Sunday, June 27, 2010

48 hours

It's so surreal. In (hopefully) less than 48 hours Beth and I will be parents to a little girl we've decided to name Eleanor. Anyone who's been anywhere near me for the past 38 weeks knows that I am SUPER excited! As I sit here procrastinating ALL of the last minute things that I SHOULD be doing, I am excited, nervous, anxious, emotional, and exhausted...and she's not even here yet. I guess I shouldn't be surprised that nothing in life up to this point can compare to the emotions that one experiences when preparing to be a parent. LOTS of my friends have had babies (I am 33 after all), and I have cherished going to visit them in the hospital and holding their new bundle of joys, sometimes just hours old. But, wow, how different is this?!?

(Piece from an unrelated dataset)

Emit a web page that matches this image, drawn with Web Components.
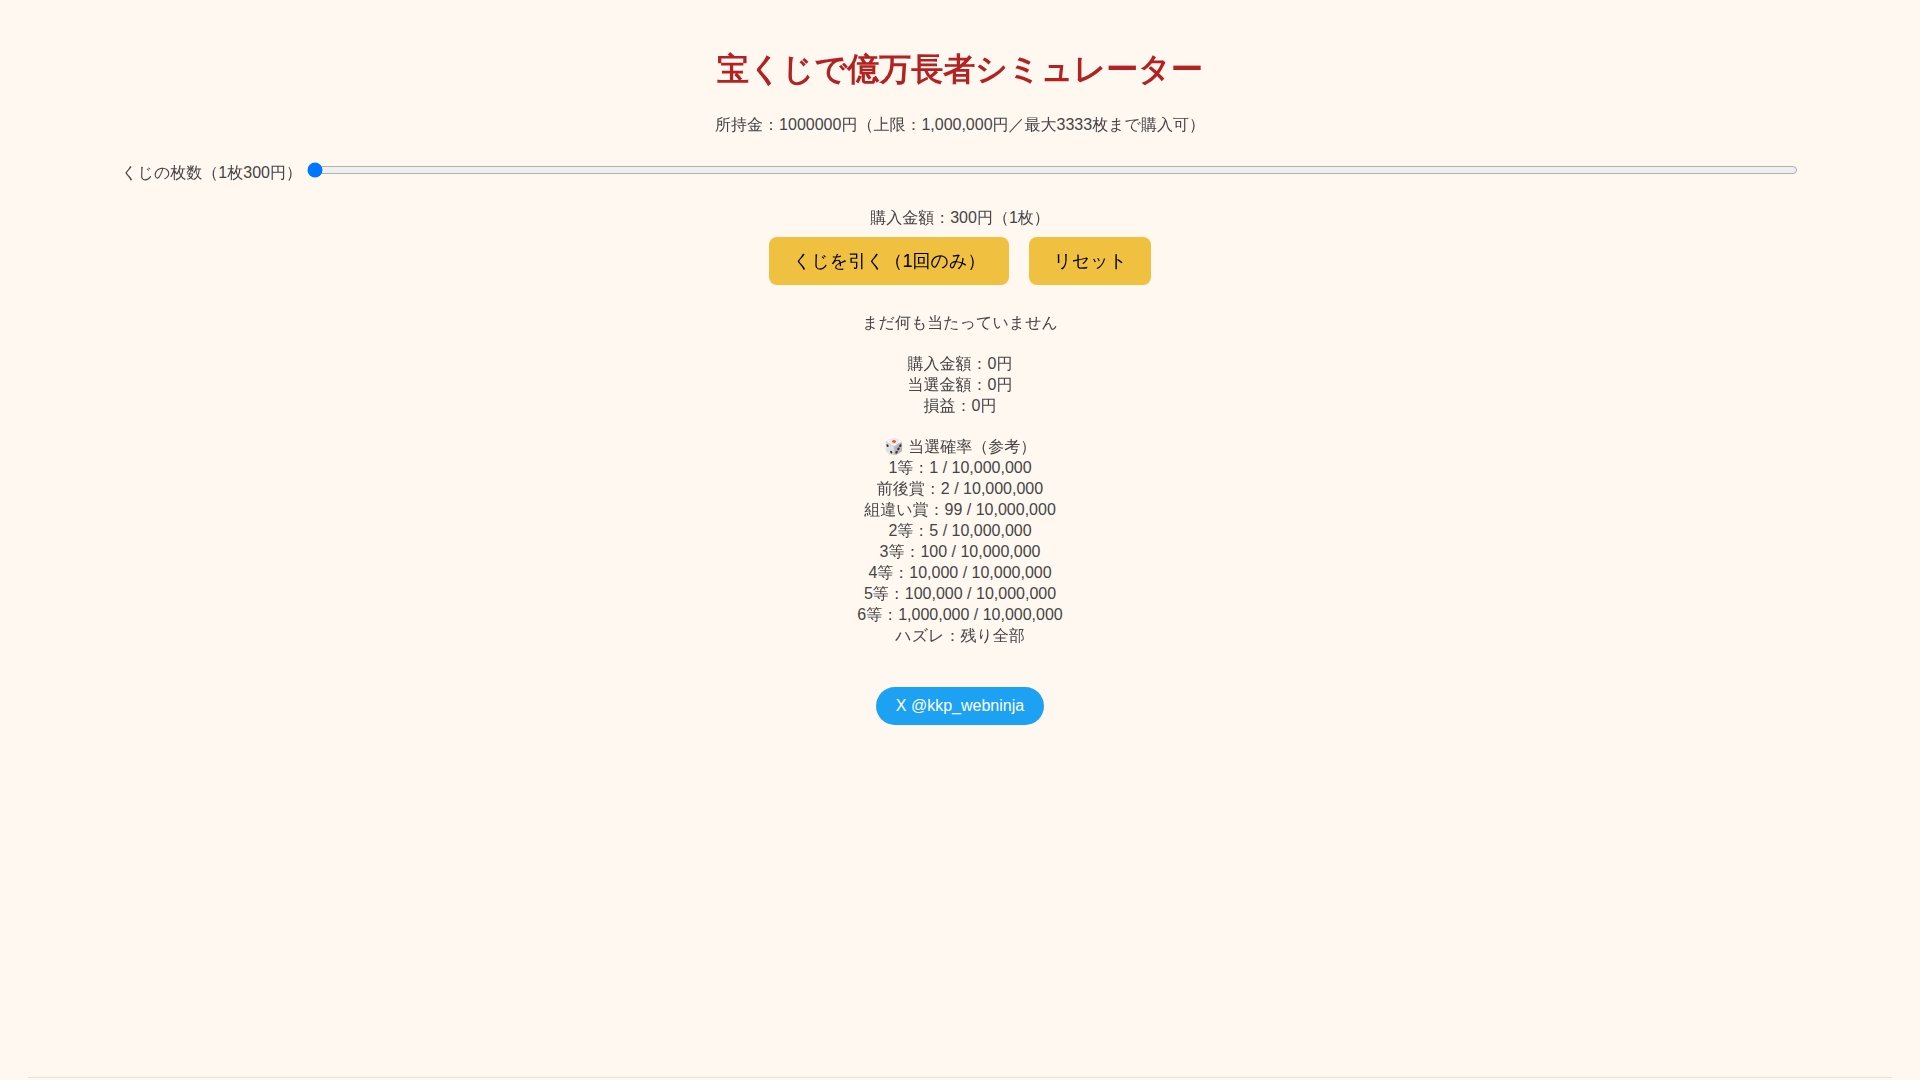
<!DOCTYPE html>
<html lang="ja">
<head>
<meta charset="utf-8">
<title>宝くじで億万長者シミュレーター</title>
<style>
body { margin: 0; background: #fff8f0; color: #444; font-family: "Liberation Sans", "WenQuanYi Zen Hei", "Noto Sans CJK JP", sans-serif; }
</style>
</head>
<body>
<lottery-simulator>
  <span slot="title">宝くじで億万長者シミュレーター</span>
  <a slot="social" href="#x">X @kkp_webninja</a>
</lottery-simulator>
<script>
class LotteryButton extends HTMLElement {
  constructor() {
    super();
    this.attachShadow({ mode: "open" }).innerHTML = `
      <style>
        :host { display: block; }
        button { font: inherit; font-size: 18px; line-height: 24px; padding: 12px 24px; border: 0; border-radius: 8px; background: #f0c040; color: #000; cursor: pointer; }
      </style>
      <button type="button"><slot></slot></button>`;
  }
}
customElements.define("lottery-button", LotteryButton);

class TicketSlider extends HTMLElement {
  constructor() {
    super();
    this.attachShadow({ mode: "open" }).innerHTML = `
      <style>
        :host { display: flex; align-items: flex-start; width: 90%; margin: 25px auto 24px; }
        label { padding-top: 2px; margin-right: 4px; white-space: nowrap; }
        input { flex: 1; min-width: 0; margin: 2px 1px; }
      </style>
      <label for="count">くじの枚数（1枚300円）</label>
      <input id="count" type="range" min="1" max="3333" value="1">`;
  }
}
customElements.define("ticket-slider", TicketSlider);

class OddsList extends HTMLElement {
  constructor() {
    super();
    this.attachShadow({ mode: "open" }).innerHTML = `
      <style>
        :host { display: block; margin-top: 20px; line-height: 21px; }
      </style>
      <div>🎲 当選確率（参考）</div>
      <div>1等：1 / 10,000,000</div>
      <div>前後賞：2 / 10,000,000</div>
      <div>組違い賞：99 / 10,000,000</div>
      <div>2等：5 / 10,000,000</div>
      <div>3等：100 / 10,000,000</div>
      <div>4等：10,000 / 10,000,000</div>
      <div>5等：100,000 / 10,000,000</div>
      <div>6等：1,000,000 / 10,000,000</div>
      <div>ハズレ：残り全部</div>`;
  }
}
customElements.define("odds-list", OddsList);

class LotterySimulator extends HTMLElement {
  constructor() {
    super();
    this.attachShadow({ mode: "open" }).innerHTML = `
      <style>
        :host { display: flex; flex-direction: column; box-sizing: border-box; min-height: 100vh; padding: 30px 28px 0; text-align: center; font-size: 16px; line-height: 21px; }
        main { flex: 1; padding-top: 16px; }
        h1 { margin: 0 0 20px; font-family: "WenQuanYi Zen Hei", "Noto Sans CJK JP", sans-serif; font-weight: 900; font-size: 32px; line-height: 48px; color: #b22222; }
        p { margin: 0; }
        .buttons { display: flex; justify-content: center; gap: 20px; margin: 9px 0 27px; }
        .totals { margin-top: 20px; }
        .social { margin-top: 41px; }
        ::slotted(a) { display: inline-block; line-height: 18px; padding: 10px 20px; border-radius: 20px; background: #1da1f2; color: #fff; text-decoration: none; }
        footer { border-top: 1px solid #f0e0d0; height: 2px; }
      </style>
      <main>
        <h1><slot name="title"></slot></h1>
        <p>所持金：1000000円（上限：1,000,000円／最大3333枚まで購入可）</p>
        <ticket-slider></ticket-slider>
        <p>購入金額：300円（1枚）</p>
        <div class="buttons">
          <lottery-button>くじを引く（1回のみ）</lottery-button>
          <lottery-button>リセット</lottery-button>
        </div>
        <p>まだ何も当たっていません</p>
        <div class="totals"><p>購入金額：0円</p><p>当選金額：0円</p><p>損益：0円</p></div>
        <odds-list></odds-list>
        <div class="social"><slot name="social"></slot></div>
      </main>
      <footer></footer>`;
  }
}
customElements.define("lottery-simulator", LotterySimulator);
</script>
</body>
</html>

There are so many emotions, and so many things that need to be said. So many things I hope for her; and so many prayers prayed on her behalf already. There are so many ABSOLUTELY wonderful family and friends that have brought me to this point.

We are the sum of our experiences. I am blessed beyond measure to have had parents that very rarely told me "no" and found ways to make sure that I had all the experiences that kids should have. My teachers have helped to mold me and taught me how to learn. No way would I sit here today without them. I have faith GIANTS that have shown me who God is and how much he loves me despite how little I deserve it. And I am thankful for the prayers, love, and constant encouragement they have provided and continue to provide.

I pray that I can do half as right by Eleanor. I know she will be loved. I know I will make mistakes. I hope that I can embarrass her as much as some have embarrassed me. ;-)

So the clock ticks. And life. will. never. be. the. same.